RetroLLM: Empowering Large Language Models to Retrieve Fine-grained Evidence within Generation (2412.11919v1)

Published 16 Dec 2024 in cs.CL, cs.AI, and cs.IR

Abstract: LLMs exhibit remarkable generative capabilities but often suffer from hallucinations. Retrieval-augmented generation (RAG) offers an effective solution by incorporating external knowledge, but existing methods still face several limitations: additional deployment costs of separate retrievers, redundant input tokens from retrieved text chunks, and the lack of joint optimization of retrieval and generation. To address these issues, we propose \textbf{RetroLLM}, a unified framework that integrates retrieval and generation into a single, cohesive process, enabling LLMs to directly generate fine-grained evidence from the corpus with constrained decoding. Moreover, to mitigate false pruning in the process of constrained evidence generation, we introduce (1) hierarchical FM-Index constraints, which generate corpus-constrained clues to identify a subset of relevant documents before evidence generation, reducing irrelevant decoding space; and (2) a forward-looking constrained decoding strategy, which considers the relevance of future sequences to improve evidence accuracy. Extensive experiments on five open-domain QA datasets demonstrate RetroLLM's superior performance across both in-domain and out-of-domain tasks. The code is available at \url{https://github.com/sunnynexus/RetroLLM}.

PDF HTML Abstract

RetroLLM: An Integration of Retrieval and Generation in LLMs

The paper "RetroLLM: Empowering LLMs to Retrieve Fine-grained Evidence within Generation" presents a novel framework aimed at addressing the challenges faced by LLMs in generating fact-based responses. These models, while powerful, often suffer from hallucinations due to their dependence on internal model memory, and thereby benefit from retrieval-augmented generation (RAG) methods that incorporate external information. However, most existing RAG methods struggle with high deployment costs due to separate retrievers, input token redundancy, and joint optimization issues. RetroLLM proposes a unified framework to seamlessly integrate retrieval and generation processes within a single decoder, thus overcoming these challenges.

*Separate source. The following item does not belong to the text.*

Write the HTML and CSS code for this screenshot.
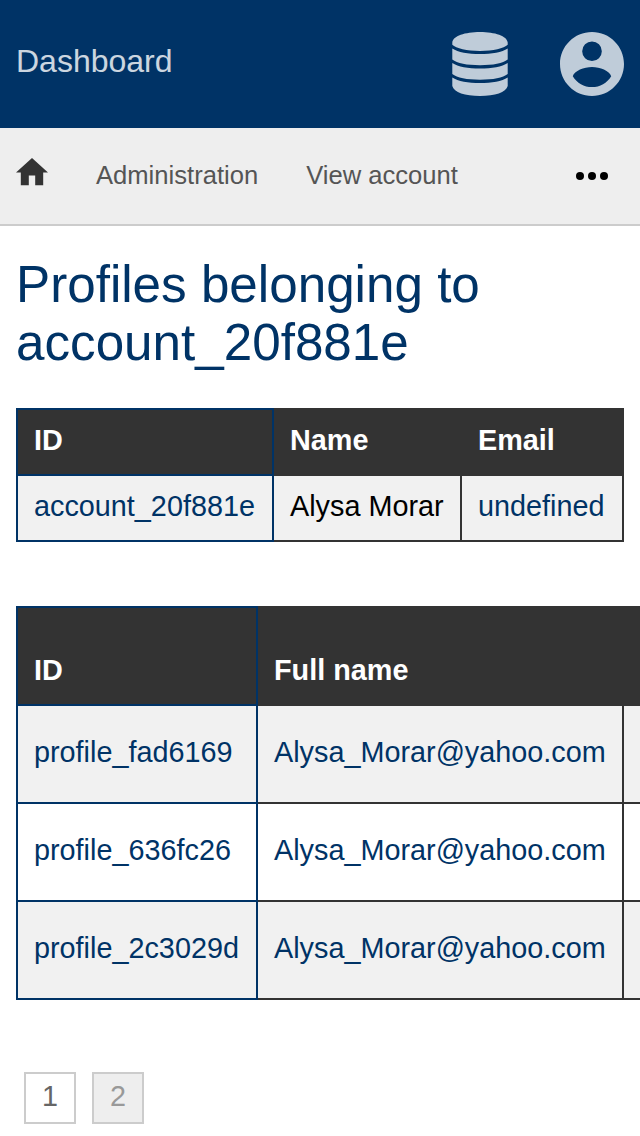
FILE: index.html
```html
<!DOCTYPE html>
<html lang="en">
<head>
<meta charset="utf-8">
<title>Dashboard</title>
<link rel="stylesheet" href="styles.css">
</head>
<body>
<header class="topbar">
  <a class="brand">Dashboard</a>
  <div class="actions">
    <svg class="icon-db" viewBox="0 0 56 64"><path d="M.3 10.500C1 4 13 0 28 0s27 4 27.700 10.500v2.300C52 16.500 41 19 28 19S4 16.500 .3 12.800zM.3 16.500C6 20.300 16 22 28 22s22-1.700 27.700-5.500V27.500C51 31.300 41 33.200 28 33.200S5 31.300 .3 27.500zM.3 31C6 34.800 16 36.500 28 36.500s22-1.700 27.700-5.500V42C51 45.800 41 47.700 28 47.700S5 45.800 .3 42zM.3 45.500C6 49.300 16 51 28 51s22-1.700 27.700-5.500V54C54 60.500 43 64 28 64S2 60.500 .3 54z"/></svg>
    <svg class="icon-user" viewBox="2 2 20 20"><path d="M12 2C6.480 2 2 6.480 2 12s4.480 10 10 10 10-4.480 10-10S17.520 2 12 2zm0 2.930a3.070 3.070 0 0 1 0 6.140 3.070 3.070 0 0 1 0-6.140zm0 14.270c-2.500 0-4.710-1.280-6-3.400.5-1.700 3.500-2.900 6-2.900s5.500 1.200 6 2.900c-1.290 2.120-3.500 3.400-6 3.400z"/></svg>
  </div>
</header>
<nav class="nav">
  <svg class="icon-home" viewBox="2 3 20 17"><path d="M10 20v-6h4v6h5v-8h3L12 3 2 12h3v8z"/></svg>
  <a class="nav-link">Administration</a>
  <a class="nav-link">View account</a>
  <svg class="icon-more" viewBox="0 0 32 8"><circle cx="4" cy="4" r="4"/><circle cx="16" cy="4" r="4"/><circle cx="28" cy="4" r="4"/></svg>
</nav>
<main class="content">
  <h1 class="title">Profiles belonging to account_20f881e</h1>
  <table class="grid account">
    <colgroup><col class="a-id"><col class="a-name"><col class="a-email"></colgroup>
    <thead><tr><th class="key">ID</th><th>Name</th><th>Email</th></tr></thead>
    <tbody><tr><td class="key"><a>account_20f881e</a></td><td>Alysa Morar</td><td><a>undefined</a></td></tr></tbody>
  </table>
  <div class="table-clip">
    <table class="grid profiles">
      <colgroup><col class="p-id"><col class="p-name"><col class="p-more"></colgroup>
      <thead><tr><th class="key">ID</th><th>Full name</th><th class="more"></th></tr></thead>
      <tbody>
        <tr><td class="key"><a>profile_fad6169</a></td><td><a>Alysa_Morar@yahoo.com</a></td><td class="more"></td></tr>
        <tr><td class="key"><a>profile_636fc26</a></td><td><a>Alysa_Morar@yahoo.com</a></td><td class="more"></td></tr>
        <tr><td class="key"><a>profile_2c3029d</a></td><td><a>Alysa_Morar@yahoo.com</a></td><td class="more"></td></tr>
      </tbody>
    </table>
  </div>
  <div class="pager"><a class="page">1</a><a class="page current">2</a></div>
</main>
</body>
</html>
```
FILE: styles.css
```css
* { box-sizing: border-box; }
body {
  margin: 0;
  height: 1136px;
  overflow: hidden;
  background: #fff;
  color: #000;
  font-family: "Liberation Sans", Arial, sans-serif;
  font-size: 28.8px;
}
svg { display: block; flex: none; }
.topbar {
  display: flex;
  align-items: center;
  justify-content: space-between;
  height: 128px;
  padding: 0 16px;
  background: #003366;
}
.brand { font-size: 32px; line-height: 36px; padding-bottom: 6px; color: #fff; opacity: .8; }
.actions { display: flex; gap: 52px; fill: #bfccd9; }
.icon-db { width: 56px; height: 64px; }
.icon-user { width: 64px; height: 64px; }
.nav {
  display: flex;
  align-items: center;
  height: 98px;
  padding: 0 32px 0 16px;
  background: #eee;
  border-bottom: 2px solid #ccc;
  font-size: 25.6px;
  line-height: 30px;
}
.icon-home { width: 32px; height: 27.2px; margin-bottom: 8px; fill: #333; }
.nav-link { margin-left: 48px; padding-bottom: 2px; color: #555; }
.icon-more { width: 32px; height: 8px; margin-left: auto; }
.content { padding: 30px 16px 0; }
.title { margin: 0 0 36px; font-size: 51.2px; line-height: 58px; font-weight: 400; color: #003366; }
.grid { table-layout: fixed; border-collapse: collapse; line-height: 32px; }
.grid th, .grid td {
  padding: 0 16px;
  border: 2px solid #333;
  text-align: left;
  vertical-align: top;
  white-space: nowrap;
}
.grid th { background: #333; color: #fff; }
.grid .key { border-color: #003366; }
.grid a { color: #003366; }
.grid tbody tr:nth-child(odd) { background: #f1f1f1; }
.account { width: 608px; margin-bottom: 64px; }
.account tr { height: 66px; }
.account th, .account td { padding-top: 14px; }
.a-id { width: 256px; }
.a-name { width: 188px; }
.a-email { width: 162px; }
.table-clip { margin-right: -16px; overflow: hidden; }
.profiles { width: 624px; }
.profiles tr { height: 98px; }
.profiles th { padding-top: 46px; }
.profiles td { padding-top: 30px; }
.profiles .more { padding-left: 0; padding-right: 0; border-right: 0; }
.p-id { width: 240px; }
.p-name { width: 366px; }
.p-more { width: 17px; }
.pager { display: flex; gap: 16px; padding: 72px 8px 0; }
.page {
  width: 52px;
  height: 52px;
  border: 2px solid #ccc;
  line-height: 45px;
  text-align: center;
  color: #666;
}
.page.current { background: #eee; color: #999; }
```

RetroLLM achieves this integration by incorporating a corpus-constrained decoding mechanism. It employs an FM-Index structure to constrain generation within evidence directly retrieved from the corpus. This innovative approach effectively reduces irrelevant decoding paths, lowering computational cost and improving the efficiency of retrieval. The paper introduces a hierarchical FM-Index and a novel forward-looking constrained decoding strategy to mitigate false pruning—a critical issue where potentially correct evidence sequences are erroneously pruned during the early stages of decoding.

The hierarchical FM-Index allows RetroLLM to first predict clues from the corpus which guide the model to identify a relevant subset of documents. From this subset, the model generates evidence, constrained by a forward-looking strategy that evaluates the relevance of future sequences during generation. This ensures a more robust generation of factual evidence by considering not only the immediate but also subsequent sequence relevance.

Significant empirical validation is provided across various open-domain question-answering (QA) datasets, where RetroLLM demonstrates superior performance relative to both direct and retrieval-augmented generation baselines. RetroLLM's impact is underscored by its ability to use significantly fewer tokens while achieving higher accuracy and F1 scores in the QA tasks. Specifically, it achieves approximately 2.1x token efficiency compared to traditional RAG methods like Iter-RetGen, and performs better in both precision and recall metrics.

The framework's implications are notable for both applied and theoretical aspects of AI. Practically, RetroLLM reduces infrastructural complexity and enhances efficiency in environments requiring factual generation capabilities. Theoretically, it challenges the traditional separation of retrieval and generation processes, suggesting potential for deeper integration in LLM architectures.

Future developments hinted by this work include the potential further integration of reasoning processes within the generation sequence, raising the prospect of truly end-to-end generative-retrieval systems. Additionally, enhancing the scalability of RetroLLM through techniques like speculative decoding may offer broader applicability and efficiency gains.

In conclusion, RetroLLM represents a significant stride in optimizing knowledge retrieval and utilization in LLMs, with promising avenues for advancing both the efficacy and efficiency of AI systems dealing with dynamic and knowledge-intensive tasks.